10 times longer-lasting batteries? Given every other promised battery advancement over the last 50 years that hasn't come to fruition, we're going to be at infinite capacity batters when they all finally hit!
If this pans out (have my doubts), even if the capacity is only increased five fold, there will be two kinds of car companies, those that go electric and those who go the way of camera manufacturers who bet on film cameras being the future and waited too long to go digital.
I've been seeing this unrelated thing for a long time (years) and maybe I should ask the question:
Is it just me, or Asian / Indian names appear more often than Western names when this type of articles are published?
By that, I mean "Researchers find/predict/invent/discover" articles.
Disclaimer: I'm Romanian.
...gis sdrawkcab (usually not responding to ACs; don't bother posting as AC)

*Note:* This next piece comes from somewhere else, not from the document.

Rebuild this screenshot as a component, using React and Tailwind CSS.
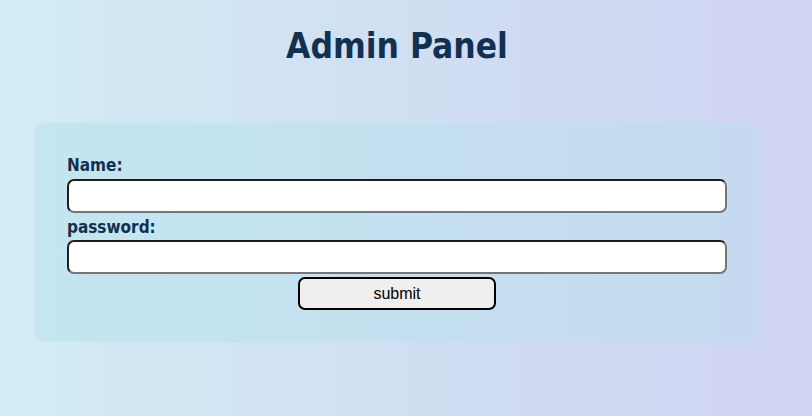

I hear this story on and on from around 5 years. Nothing has emerged so far.
Non-electric cars are simply more practical for most people not just because of range, but also charging time. Even Tesla Supercharger stations take way too long for most people to tolerate.
But if you have 1000 miles of range, suddenly it's much more practical to live with a very long charging time because you can wait a day or two to find a good charging solution - plus it would mean you could get somewhere faster than with a gas vehicle since you wouldn't have to stop on a long trip to fill up.
We'll see if the tech actually materializes in real life, but I really hope it does.
"There is more worth loving than we have strength to love." - Brian Jay Stanley
We are already close to 1/5 for the theoretical limit for lithium ion batteries
love is just extroverted narcissism
Lots of hype yet batteries still suck.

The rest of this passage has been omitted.